What are the different types of car finance?
Are you thinking about borrowing to buy a car but feel driven to distraction by all the options out there?
Are you a first-time buyer wanting a car that will last and not just a runaround?
It could be that your current car is reaching the end of the road but the cost-of-living crisis has affected your cash flow.
Maybe it’s that you have surplus income for monthly payments and fancy an upgrade.
Whatever the motivation, there’s a finance option for everyone and we’ll guide you through the minefield.
But before we completely rule the cash option out, let’s consider the benefits.
Using cash means you won’t have monthly payments to make, and if you do run into financial difficulties, you don’t need to worry about the car being taken off you if you can’t keep them up.
The downside is, if you announce you’re paying cash, you may not be offered discounts you’d be given if you took out finance, since salespeople are given commission for this.
You may also be asked to pay by bank transfer, which means you won’t get the same protection as you would with a credit card. The way to get round this is to use a credit card to put a deposit down then pay the balance by bank transfer.
Even if you’ve only paid for part of the car with a credit card, you’ll be covered by Section 75 of the Consumer Credit Act 1974. This holds the lender liable along with the retailer if something goes wrong with a purchase of over £100 and less than £30,000.
If you really don’t have the cash, or would rather save any nest egg for other priorities, such as a deposit on a house, then a range of finance options are available.
Hire Purchase (HP)
HP is a fixed interest loan, secured against the car, usually paid monthly over 1-5 years.
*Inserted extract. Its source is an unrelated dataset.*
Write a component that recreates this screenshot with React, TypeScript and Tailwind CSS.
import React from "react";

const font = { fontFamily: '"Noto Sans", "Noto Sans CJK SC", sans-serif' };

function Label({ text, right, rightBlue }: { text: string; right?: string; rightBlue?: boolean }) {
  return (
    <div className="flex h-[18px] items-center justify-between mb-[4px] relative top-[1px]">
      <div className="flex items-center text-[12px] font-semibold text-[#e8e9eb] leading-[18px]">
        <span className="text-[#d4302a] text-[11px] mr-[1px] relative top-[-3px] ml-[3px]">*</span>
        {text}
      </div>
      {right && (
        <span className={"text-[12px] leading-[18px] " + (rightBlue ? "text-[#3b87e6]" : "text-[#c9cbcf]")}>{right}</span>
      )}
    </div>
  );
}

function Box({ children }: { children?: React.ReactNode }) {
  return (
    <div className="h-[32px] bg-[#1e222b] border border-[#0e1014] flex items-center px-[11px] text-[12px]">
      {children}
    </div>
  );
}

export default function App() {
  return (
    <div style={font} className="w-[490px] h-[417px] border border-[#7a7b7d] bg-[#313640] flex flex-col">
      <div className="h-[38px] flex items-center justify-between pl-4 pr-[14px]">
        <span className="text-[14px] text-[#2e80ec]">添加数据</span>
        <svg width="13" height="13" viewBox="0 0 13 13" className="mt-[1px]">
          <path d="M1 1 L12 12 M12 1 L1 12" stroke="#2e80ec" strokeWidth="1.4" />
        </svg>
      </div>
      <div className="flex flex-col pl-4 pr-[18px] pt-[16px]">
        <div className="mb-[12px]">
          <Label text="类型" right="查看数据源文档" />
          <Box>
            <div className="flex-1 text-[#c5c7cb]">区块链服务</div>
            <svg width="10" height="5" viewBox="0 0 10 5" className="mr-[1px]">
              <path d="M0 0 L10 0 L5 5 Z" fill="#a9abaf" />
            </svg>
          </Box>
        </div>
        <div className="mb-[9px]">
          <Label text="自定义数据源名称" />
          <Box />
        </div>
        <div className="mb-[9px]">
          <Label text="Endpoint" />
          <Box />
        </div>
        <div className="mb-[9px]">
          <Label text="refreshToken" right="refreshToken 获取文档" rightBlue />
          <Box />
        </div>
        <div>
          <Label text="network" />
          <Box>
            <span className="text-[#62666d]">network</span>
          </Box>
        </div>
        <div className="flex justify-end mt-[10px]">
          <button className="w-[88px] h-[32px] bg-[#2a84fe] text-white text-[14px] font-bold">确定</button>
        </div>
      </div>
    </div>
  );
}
As the registered keeper, you pay to maintain, insure and tax the car – but you won’t legally own the car until you’ve made your last payment.
- You can part exchange your current car to pay for the deposit.
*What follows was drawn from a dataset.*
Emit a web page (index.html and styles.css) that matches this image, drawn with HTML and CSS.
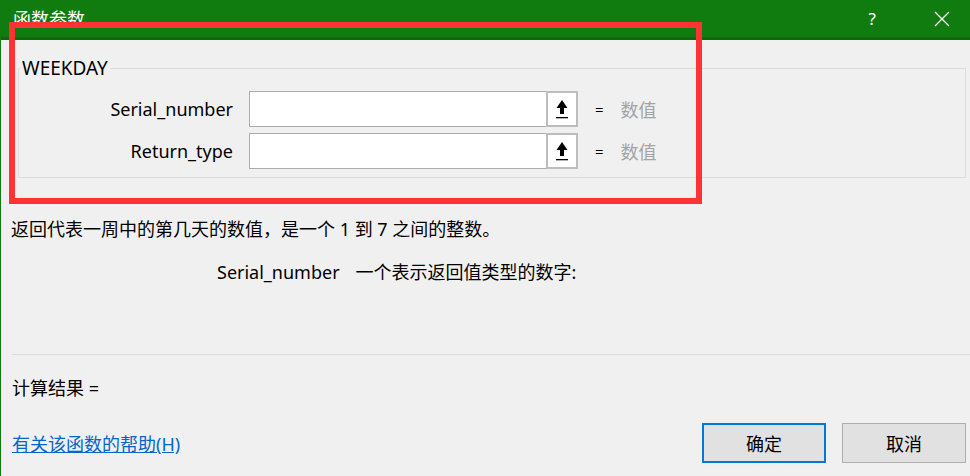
FILE: index.html
```html
<!DOCTYPE html>
<html lang="zh-CN">
<head>
    <meta charset="UTF-8">
    <meta name="viewport" content="width=device-width, initial-scale=1.0">
    <title>函数参数</title>
    <link rel="stylesheet" href="styles.css">
</head>
<body>
    <div class="window">
        <header class="titlebar">
            <span class="title">函数参数</span>
            <span class="help">?</span>
            <span class="close">
                <svg width="16" height="16" viewBox="0 0 16 16"><path d="M1 1 L15 15 M15 1 L1 15" stroke="#fff" stroke-width="1.3" fill="none"/></svg>
            </span>
        </header>
        <div class="content">
            <fieldset class="group">
                <legend>WEEKDAY</legend>
                <div class="args">
                    <label class="arg-label">Serial_number</label>
                    <div class="arg-input">
                        <span class="field"></span>
                        <span class="ref-btn">
                            <svg width="14" height="20" viewBox="0 0 14 20"><path d="M7 1 L12.5 9 L9 9 L9 15 L5 15 L5 9 L1.5 9 Z" fill="#000"/><rect x="1" y="18" width="12" height="1.3" fill="#000"/></svg>
                        </span>
                    </div>
                    <span class="eq">=</span>
                    <span class="value">数值</span>

                    <label class="arg-label">Return_type</label>
                    <div class="arg-input">
                        <span class="field"></span>
                        <span class="ref-btn">
                            <svg width="14" height="20" viewBox="0 0 14 20"><path d="M7 1 L12.5 9 L9 9 L9 15 L5 15 L5 9 L1.5 9 Z" fill="#000"/><rect x="1" y="18" width="12" height="1.3" fill="#000"/></svg>
                        </span>
                    </div>
                    <span class="eq">=</span>
                    <span class="value">数值</span>
                </div>
            </fieldset>

            <p class="desc">返回代表一周中的第几天的数值，是一个 1 到 7 之间的整数。</p>
            <p class="arg-desc"><span class="arg-name">Serial_number</span>一个表示返回值类型的数字:</p>

            <div class="separator"></div>

            <p class="result">计算结果 =</p>

            <div class="footer">
                <a href="#" class="help-link">有关该函数的帮助(H)</a>
                <div class="buttons">
                    <button class="btn btn-default">确定</button>
                    <button class="btn">取消</button>
                </div>
            </div>
        </div>
        <div class="highlight"></div>
    </div>
</body>
</html>
```

FILE: styles.css
```css
body {
    margin: 0;
    padding: 0;
    background-color: #f0f0f0;
    font-family: "Noto Sans", "Noto Sans CJK SC", sans-serif;
    font-size: 18px;
    color: #000;
}
.window {
    position: relative;
    width: 970px;
    height: 476px;
    overflow: hidden;
    border-left: 1px solid #107c10;
    box-sizing: border-box;
}
.titlebar {
    height: 37px;
    background: #107c10;
    border-bottom: 3px solid #0c6a0c;
    display: flex;
    align-items: center;
    color: #fff;
}
.title {
    margin-left: 12px;
    font-size: 18px;
    margin-top: -2px;
    flex: 1;
}
.help {
    font-size: 17px;
    margin-right: 58px;
}
.close {
    display: flex;
    margin-right: 20px;
}
.content {
    padding: 0 0 0 10px;
}
.group {
    margin: 19px 4px 0 7px;
    padding: 0 0 8px 0;
    border: 1px solid #dcdcdc;
    min-width: 0;
}
.group legend {
    padding: 0 2px;
    margin-left: 1px;
    font-size: 19px;
    line-height: 18px;
}
.args {
    display: grid;
    grid-template-columns: 230px 329px auto 1fr;
    row-gap: 6px;
    align-items: center;
    margin-top: 14px;
}
.arg-label {
    text-align: right;
    padding-right: 16px;
}
.arg-input {
    display: flex;
    height: 36px;
    box-sizing: border-box;
    border: 1px solid #acacac;
    background: #fff;
}
.field {
    flex: 1;
}
.ref-btn {
    width: 28px;
    border: 2px solid #bdbdbd;
    margin: -1px -1px -1px 0;
    background: #fff;
    display: flex;
    align-items: center;
    justify-content: center;
}
.eq {
    margin-left: 17px;
    font-size: 15px;
}
.value {
    margin-left: 17px;
    color: #a3a3a3;
}
.desc {
    margin: 39px 0 0 0;
    line-height: 24px;
}
.arg-desc {
    margin: 19px 0 0 206px;
    line-height: 24px;
}
.arg-name {
    margin-right: 16px;
}
.separator {
    height: 0;
    border-top: 1px solid #dcdcdc;
    margin-top: 70px;
    margin-left: 1px;
}
.result {
    margin: 21px 0 0 1px;
    line-height: 24px;
}
.footer {
    display: flex;
    justify-content: space-between;
    align-items: center;
    margin-top: 23px;
    padding-right: 4px;
}
.help-link {
    color: #0066cc;
    margin-left: 1px;
    font-size: 18px;
    text-decoration: underline;
}
.buttons {
    display: flex;
    gap: 16px;
}
.btn {
    width: 124px;
    height: 40px;
    font-family: "Noto Sans", "Noto Sans CJK SC", sans-serif;
    font-size: 18px;
    background: #e1e1e1;
    border: 1px solid #adadad;
    color: #000;
    padding: 0;
}
.btn-default {
    border: 2px solid #0078d7;
}
.highlight {
    position: absolute;
    left: 8px;
    top: 22px;
    width: 681px;
    height: 170px;
    border: 6px solid #ff3333;
}
```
- The dealer will sort out all the paperwork for you.
- You can repay the loan early.
- APR is fixed so your payments will stay the same.
- HP agreements are regulated.
- You won’t own the car until you finish paying for it.
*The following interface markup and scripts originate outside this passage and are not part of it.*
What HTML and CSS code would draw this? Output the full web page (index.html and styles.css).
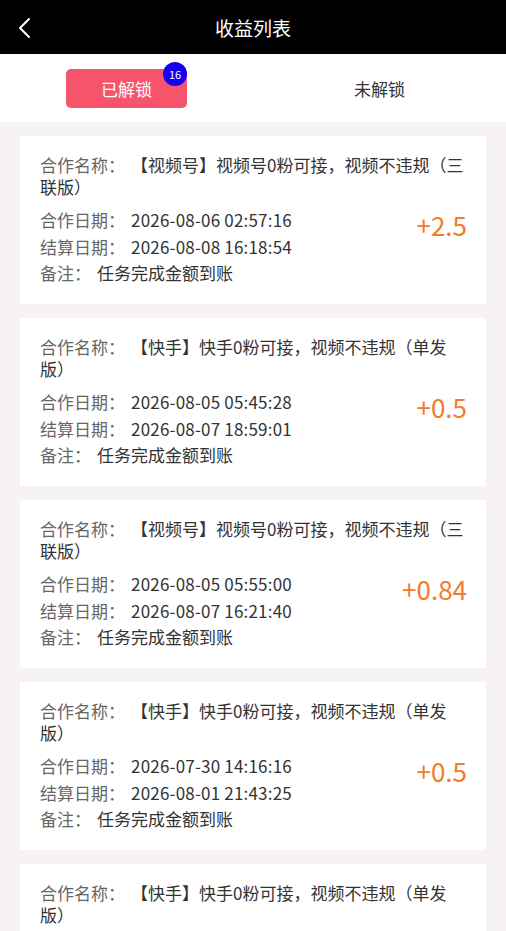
FILE: index.html
```html
<!DOCTYPE html>
<html lang="zh-CN">
<head>
  <meta charset="UTF-8">
  <meta name="viewport" content="width=device-width, initial-scale=1.0">
  <title>收益列表</title>
  <link rel="stylesheet" href="styles.css">
</head>
<body>
  <header class="nav-bar">
    <a class="back" href="#">
      <svg width="16" height="24" viewBox="0 0 16 24"><polyline points="13,3 4,12 13,21" fill="none" stroke="#fff" stroke-width="2" stroke-linecap="round" stroke-linejoin="round"/></svg>
    </a>
    <h1>收益列表</h1>
  </header>

  <div class="tabs">
    <div class="tab">
      <span class="pill active">已解锁<i class="badge">16</i></span>
    </div>
    <div class="tab">
      <span class="pill">未解锁</span>
    </div>
  </div>

  <div class="list" id="list"></div>

  <script>
    const items = [
      { name: '【视频号】视频号0粉可接，视频不违规（三联版）', start: '2026-08-06 02:57:16', end: '2026-08-08 16:18:54', money: '+2.5' },
      { name: '【快手】快手0粉可接，视频不违规（单发版）', start: '2026-08-05 05:45:28', end: '2026-08-07 18:59:01', money: '+0.5' },
      { name: '【视频号】视频号0粉可接，视频不违规（三联版）', start: '2026-08-05 05:55:00', end: '2026-08-07 16:21:40', money: '+0.84' },
      { name: '【快手】快手0粉可接，视频不违规（单发版）', start: '2026-07-30 14:16:16', end: '2026-08-01 21:43:25', money: '+0.5' },
      { name: '【快手】快手0粉可接，视频不违规（单发版）', start: '2026-07-29 10:12:33', end: '2026-07-31 19:05:47', money: '+0.5' }
    ];

    const list = document.getElementById('list');
    items.forEach(it => {
      const card = document.createElement('div');
      card.className = 'card';
      card.innerHTML = `
        <p class="name"><span class="label">合作名称：</span>${it.name}</p>
        <div class="bottom">
          <div class="rows">
            <p><span class="label">合作日期：</span><span class="num">${it.start}</span></p>
            <p><span class="label">结算日期：</span><span class="num">${it.end}</span></p>
            <p><span class="label">备注：</span>任务完成金额到账</p>
          </div>
          <div class="money">${it.money}</div>
        </div>`;
      list.appendChild(card);
    });
  </script>
</body>
</html>
```

FILE: styles.css
```css
body {
  margin: 0;
  font-family: "Noto Sans CJK SC", "Noto Sans", sans-serif;
  background: #f7f2f5;
  color: #333;
  overflow: hidden;
  text-spacing-trim: space-all;
}
p {
  margin: 0;
}
.nav-bar {
  height: 54px;
  background: #000;
  display: flex;
  align-items: center;
  justify-content: center;
  position: relative;
}
.nav-bar h1 {
  margin: 0;
  font-size: 19px;
  font-weight: 400;
  color: #fff;
}
.back {
  position: absolute;
  left: 16px;
  top: 16px;
  display: flex;
}
.tabs {
  height: 68px;
  background: #fff;
  display: flex;
}
.tab {
  flex: 1;
  display: flex;
  align-items: center;
  justify-content: center;
}
.pill {
  position: relative;
  width: 121px;
  height: 39px;
  border-radius: 5px;
  display: flex;
  align-items: center;
  justify-content: center;
  font-size: 17px;
  color: #333;
}
.pill.active {
  background: #f6546b;
  color: #fff;
}
.badge {
  position: absolute;
  right: 0;
  top: -7px;
  width: 24px;
  height: 24px;
  border-radius: 50%;
  background: #1500f0;
  color: #fff;
  font-style: normal;
  font-size: 11px;
  line-height: 24px;
  text-align: center;
}
.list {
  padding: 14px 20px;
  display: flex;
  flex-direction: column;
  gap: 14.5px;
}
.card {
  background: #fff;
  padding: 18px 20px 17px;
  font-size: 17px;
}
.label {
  color: #666;
  margin-right: 6px;
}
.num {
  letter-spacing: 0.2px;
}
.name {
  line-height: 22px;
  color: #333;
}
.bottom {
  margin-top: 9px;
  display: flex;
  justify-content: space-between;
  align-items: flex-start;
}
.rows p {
  line-height: 26.5px;
}
.money {
  font-size: 26px;
  line-height: 36px;
  margin-right: -1px;
  color: #f47a2c;
}
```
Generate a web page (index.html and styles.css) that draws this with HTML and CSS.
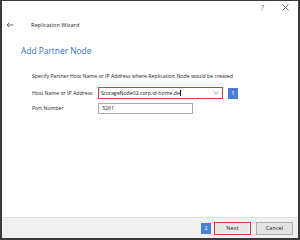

- You can’t sell or modify it without asking permission from the finance company.
Personal Contract Purchase (PCP)
This is like HP except that it takes depreciation into account, i.e. what your car will be worth at the end. The payments are split into three sections – deposit, monthly payments, and option to make a final payment at the end. The monthly amount is based on the Guaranteed Minimum Future Value (GMFV). This is what your car is calculated to be worth at the end of the agreement, taking into consideration factors such as the age the car will be and estimated mileage.
- Your monthly payments are likely to be lower than with HP.
- You can make the final payment and keep the car, trade the car in as a deposit for a new car and finance agreement, or you can just give the car back and walk away.
- You can choose to settle the agreement early.
- PCP agreements are regulated.
- If you exceed the estimated mileage you have to pay a charge.
- You will be charged for any damage to the car.
- If you enter into a Business Contract Purchase (BCP), the finance agreement may be unregulated, so you won’t have the same protection as consumers.
This allows consumers, business owners and sole traders to lease a car, usually a brand new one. The overall amount payable is based on how much the vehicle loses value over the term of the agreement, plus interest and any other applicable charges. At the end of the lease term you hand the car back.
- Monthly payments will be less than the same car on HP.
- Monthly payments are fixed, and can include tax, servicing and maintenance.
- Sole traders and businesses can claim VAT back on monthly payments.
- You can get a new car every few years.
- If you exceed the estimated mileage, monthly payments will increase.
- If the lease is for business you don’t get the same protection consumers do.
- You will be charged for any damage.
- You will never own the car.
- Early termination charges may apply and be high.
This is similar to Contract Hire, with the same pros and cons – except you pay a final, larger amount, known as a ‘balloon’ payment to own the car. There is no option to give it back.
Equity release or remortgage/mortgage top-up
If you have equity in your house, you could use it to buy a car.
- With equity release, you will not make monthly payments, the debt will be paid out of your estate when you die.
- With a remortgage or top-up, the amount will be spread out over the term of your mortgage, so the monthly payments will be less than with a car finance agreement.
- Overall, you may pay a lot of interest.
- If you sell the car, or it breaks down and is uneconomical to repair, you’ll still have to pay for the loan. Either through monthly payments or it will be taken out of your estate when you die.
- You’ll own the car from the start, but it will be a depreciating asset, i.e. it won’t be worth what you bought it for by the time you’ve finished paying for it.
- You need to be sure you can keep up the payments for the length of the loan term.
A car loan is usually taken out over 1-5 years, with fixed payments, so you can spread the cost out. The cons are the same as with a remortgage/top-up, see above.
And finally, you could use a credit card. If you have good credit, a reasonable credit limit and even better, can benefit from a 0% interest offer on purchases, this could be a good option and provides you with Section 75 protection.
But this could also be a very risky option if you later fall on hard times and the interest rate increases, or you can’t afford to keep the payments up.
Whichever option you choose, make sure you’ve considered the risks carefully before you take the plunge. Do your research and be 100% sure you know what you’re committing to.